I debiti sono problematici ma prima di arrenderti è bene conoscere la legge sul sovraindebitamento: ecco cosa devi sapere a riguardo.
Pagare i debiti può sembrare quasi impossibile a volte, nonostante gli sforzi. Quando il debito diventa troppo oneroso e devastante è molto facile entrare in uno stato di depressione, che rende impossibile trovare una via d’uscita. È importante, per questo motivo, tenere presente le leggi sul sovraindebitamento, anche note come leggi salvasuicidi. Queste sono pensate apposta per fronteggiare la crisi economica e uscire dal debito tramite accordi agevolati con i creditori e altre soluzioni simili.
Il sovraindebitamento è un debito specifico nel quale c’è squilibrio tra le obbligazioni e il patrimonio liquidabile a disposizione. Questo include una difficoltà oggettiva per il debitore nel ripagare il debito, quindi non una difficoltà momentanea. La legge aiuta chi è in grave difficoltà, ma si tratta nello specifico dei consumatori e piccole imprese. I debiti devono essere inoltre creati per scopi privati, non per attività imprenditoriali o professionali. Le persone fisiche con debiti per l’attività commerciale non hanno accesso alla legge sul sovraindebitamento, ma hanno accesso ad altre opzioni come l’accordo del debitore. Da notare che la legge salvasuicidi è applicabile una volta sola, e non può essere ripetuta in caso di successivi fallimenti. Unica eccezione è se sono passati più di cinque anni dall’ultima volta.
Se i requisiti sono soddisfatti, la legge offre tre possibilità per liberarsi del debito. In tutti e tre i casi il debito viene ridotto consistentemente, proporzionandolo alle capacità del debitore. A questo si aggiunge la possibilità di pagarli gradualmente, con un piano che tiene conto dei fabbisogni del debitore. È inoltre possibile cancellare segnalazioni pregiudizievoli a nome del debitore, per fargli ottenere altri finanziamenti.
La prima opzione, l’accordo con i creditori, è dedicata al debitore con partita IVA e alle imprese non fallibili. L’accordo proposto è un piano di rimborso, ma dev’essere accettato dai creditori che rappresentano il 60% del debito. Il piano viene formato dagli esperti dell’Organismo di composizione della crisi o, alternativamente, da un professionista singolo (avvocato o notaio) scelto dal tribunale. La domanda dovrà includere l’elenco dei creditori e relative somme dovute, insieme all’attestazione di fattibilità della proposta come stabilito da Ooc o professionista. La richiesta richiede, come detto, il consenso del 60% dei creditori. Una volta fatto l’accordo sarà vincolante e andrà rispettato da tutte le parti. Verrà però revocato se il debitore non paga entro 90 giorni dalla scadenza prevista.

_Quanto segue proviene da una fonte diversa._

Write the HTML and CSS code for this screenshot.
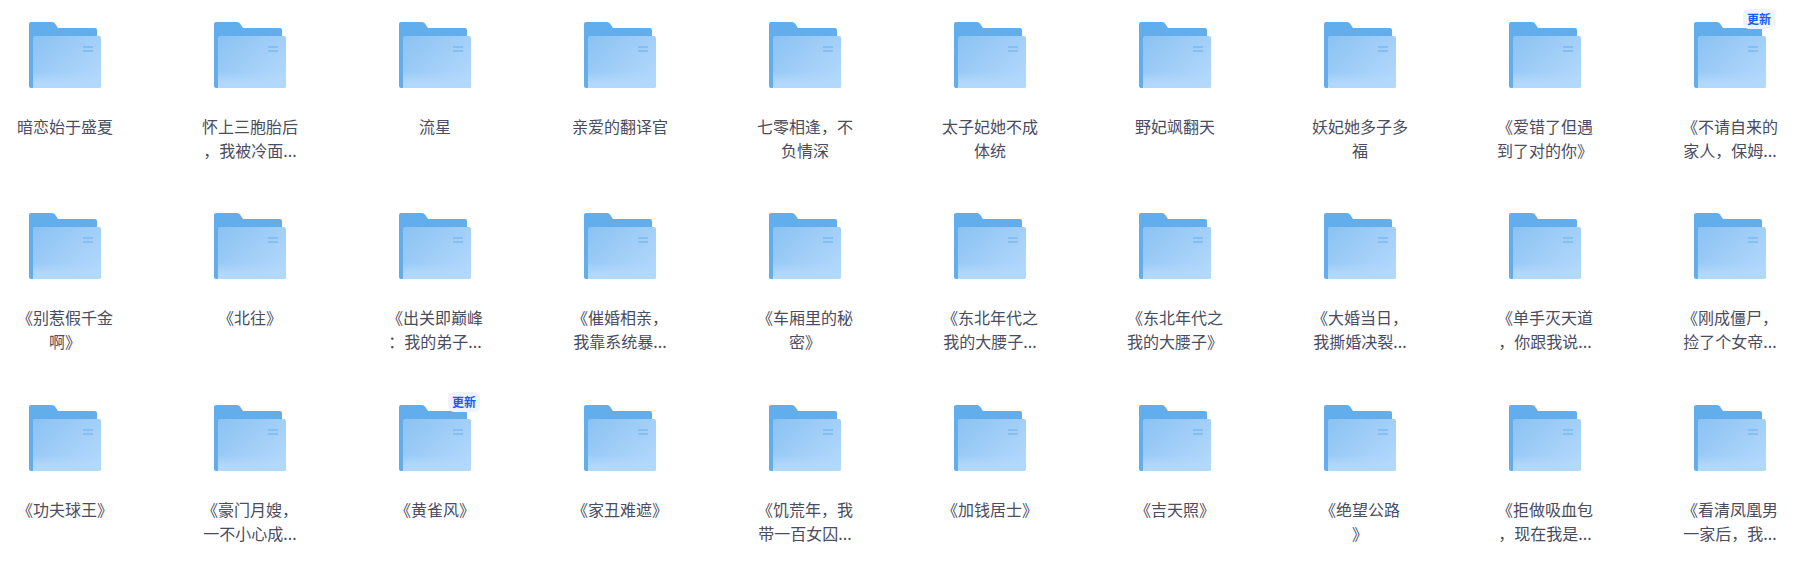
FILE: index.html
```html
<!DOCTYPE html>
<html lang="zh-CN">
<head>
    <meta charset="UTF-8">
    <meta name="viewport" content="width=device-width, initial-scale=1.0">
    <title>文件列表</title>
    <link rel="stylesheet" href="styles.css">
</head>
<body>
    <svg class="sprites" width="0" height="0">
        <defs>
            <linearGradient id="front-fill" x1="0" y1="0" x2="1" y2="0.8">
                <stop offset="0" stop-color="#8bc2f2"/>
                <stop offset="1" stop-color="#b2d8fc"/>
            </linearGradient>
            <linearGradient id="front-glow" x1="0" y1="0" x2="0" y2="1">
                <stop offset="0" stop-color="#b2d8fb" stop-opacity="0"/>
                <stop offset="0.7" stop-color="#b2d8fb"/>
                <stop offset="1" stop-color="#b2d8fb"/>
            </linearGradient>
            <symbol id="folder" viewBox="0 0 72 66">
                <path d="M2 0H23Q25 0 26 1.500L29 6H66Q68 6 68 8V30H4V66H2Q0 66 0 64V2Q0 0 2 0Z" fill="#62aeec"/>
                <rect x="4" y="14" width="68" height="52" rx="2" fill="url(#front-fill)"/>
                <path d="M4 50H72V64Q72 66 70 66H6Q4 66 4 64Z" fill="url(#front-glow)"/>
                <rect x="54" y="24" width="10" height="2" fill="#85bef1"/>
                <rect x="54" y="28" width="10" height="2" fill="#85bef1"/>
            </symbol>
        </defs>
    </svg>

    <div class="file-grid">
        <div class="file-item"><div class="folder"><svg><use href="#folder"/></svg></div><p class="file-name">暗恋始于盛夏</p></div>
        <div class="file-item"><div class="folder"><svg><use href="#folder"/></svg></div><p class="file-name">怀上三胞胎后，我被冷面...</p></div>
        <div class="file-item"><div class="folder"><svg><use href="#folder"/></svg></div><p class="file-name">流星</p></div>
        <div class="file-item"><div class="folder"><svg><use href="#folder"/></svg></div><p class="file-name">亲爱的翻译官</p></div>
        <div class="file-item"><div class="folder"><svg><use href="#folder"/></svg></div><p class="file-name">七零相逢，不负情深</p></div>
        <div class="file-item"><div class="folder"><svg><use href="#folder"/></svg></div><p class="file-name">太子妃她不成体统</p></div>
        <div class="file-item"><div class="folder"><svg><use href="#folder"/></svg></div><p class="file-name">野妃飒翻天</p></div>
        <div class="file-item"><div class="folder"><svg><use href="#folder"/></svg></div><p class="file-name">妖妃她多子多福</p></div>
        <div class="file-item"><div class="folder"><svg><use href="#folder"/></svg></div><p class="file-name">《爱错了但遇到了对的你》</p></div>
        <div class="file-item"><div class="folder"><svg><use href="#folder"/></svg><span class="badge">更新</span></div><p class="file-name">《不请自来的家人，保姆...</p></div>

        <div class="file-item"><div class="folder"><svg><use href="#folder"/></svg></div><p class="file-name">《别惹假千金啊》</p></div>
        <div class="file-item"><div class="folder"><svg><use href="#folder"/></svg></div><p class="file-name">《北往》</p></div>
        <div class="file-item"><div class="folder"><svg><use href="#folder"/></svg></div><p class="file-name">《出关即巅峰：我的弟子...</p></div>
        <div class="file-item"><div class="folder"><svg><use href="#folder"/></svg></div><p class="file-name">《催婚相亲，我靠系统暴...</p></div>
        <div class="file-item"><div class="folder"><svg><use href="#folder"/></svg></div><p class="file-name">《车厢里的秘密》</p></div>
        <div class="file-item"><div class="folder"><svg><use href="#folder"/></svg></div><p class="file-name">《东北年代之我的大腰子...</p></div>
        <div class="file-item"><div class="folder"><svg><use href="#folder"/></svg></div><p class="file-name">《东北年代之我的大腰子》</p></div>
        <div class="file-item"><div class="folder"><svg><use href="#folder"/></svg></div><p class="file-name">《大婚当日，我撕婚决裂...</p></div>
        <div class="file-item"><div class="folder"><svg><use href="#folder"/></svg></div><p class="file-name">《单手灭天道，你跟我说...</p></div>
        <div class="file-item"><div class="folder"><svg><use href="#folder"/></svg></div><p class="file-name">《刚成僵尸，捡了个女帝...</p></div>

        <div class="file-item"><div class="folder"><svg><use href="#folder"/></svg></div><p class="file-name">《功夫球王》</p></div>
        <div class="file-item"><div class="folder"><svg><use href="#folder"/></svg></div><p class="file-name">《豪门月嫂，一不小心成...</p></div>
        <div class="file-item"><div class="folder"><svg><use href="#folder"/></svg><span class="badge">更新</span></div><p class="file-name">《黄雀风》</p></div>
        <div class="file-item"><div class="folder"><svg><use href="#folder"/></svg></div><p class="file-name">《家丑难遮》</p></div>
        <div class="file-item"><div class="folder"><svg><use href="#folder"/></svg></div><p class="file-name">《饥荒年，我带一百女囚...</p></div>
        <div class="file-item"><div class="folder"><svg><use href="#folder"/></svg></div><p class="file-name">《加钱居士》</p></div>
        <div class="file-item"><div class="folder"><svg><use href="#folder"/></svg></div><p class="file-name">《吉天照》</p></div>
        <div class="file-item"><div class="folder"><svg><use href="#folder"/></svg></div><p class="file-name">《绝望公路 》</p></div>
        <div class="file-item"><div class="folder"><svg><use href="#folder"/></svg></div><p class="file-name">《拒做吸血包，现在我是...</p></div>
        <div class="file-item"><div class="folder"><svg><use href="#folder"/></svg></div><p class="file-name">《看清凤凰男一家后，我...</p></div>
    </div>
</body>
</html>
```

FILE: styles.css
```css
body {
    font-family: "Noto Sans CJK SC", "Noto Sans", sans-serif;
    background-color: #fff;
    margin: 0;
    padding: 0;
    overflow: hidden;
}

.sprites {
    display: block;
    height: 0;
}

.file-grid {
    display: grid;
    grid-template-columns: repeat(10, 185px);
    grid-template-rows: 191px 192px 165px;
    padding-top: 22px;
}

.file-item {
    width: 130px;
    display: flex;
    flex-direction: column;
    align-items: center;
}

.folder {
    position: relative;
    width: 72px;
    height: 66px;
}

.folder svg {
    display: block;
    width: 72px;
    height: 66px;
}

.badge {
    position: absolute;
    top: -13px;
    right: -9px;
    width: 32px;
    height: 20px;
    background: #eef3ff;
    border-radius: 6px;
    color: #1a5cf0;
    font-size: 12px;
    font-weight: 700;
    line-height: 20px;
    text-align: center;
}

.file-name {
    width: 98px;
    margin: 26px 0 0;
    color: #4a4c60;
    font-size: 16px;
    line-height: 24px;
    text-align: center;
    word-break: break-all;
    line-break: anywhere;
    text-spacing-trim: space-all;
}
```
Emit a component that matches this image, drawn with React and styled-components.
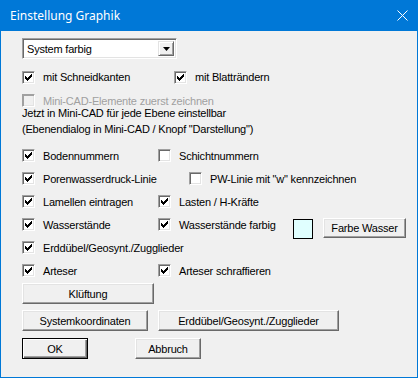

Il piano del consumatore, invece, è pensato per il privato ed è relativamente simile al piano precedente. La differenza principale è l’inclusione di garanzie per l’adempimento dei debiti, per rendere la proposta più solida e appetibile ai creditori. Si può anche decidere di proibire al debitore l’accesso al credito al consumo, ovvero finanziamenti per l’acquisto di prodotti. Il Fisco si occuperà di verificare della presenza di debiti tributari. Anche qui bisognerà ottenere il 60% dei consensi da parte dei creditori, e il piano può esser respinto in base alla meritevolezza del debitore.
C’è, infine, la terza opzione, la più drastica di gran lunga: la liquidazione del patrimonio. Con questa, il debitore cede il patrimonio al fine di pagare i debiti. Questo conviene quando il patrimonio è inferiore al debito e non è facile da vendere. I beni non pignorabili sono esclusi, insieme ai crediti necessari per l’alimentazione. In questi casi non c’è una programmazione o proposta di riduzione programmabile con i creditori. Il debitore conferisce tutti i suoi beni ai creditori, che ne divideranno il ricavato. Questa soluzione è, quindi, quella meno conveniente per il creditore. È comunque un’opzione disponibile qualora le prime due non fossero accessibili, come nel caso di un privato con reddito molto basso e senza garanzie.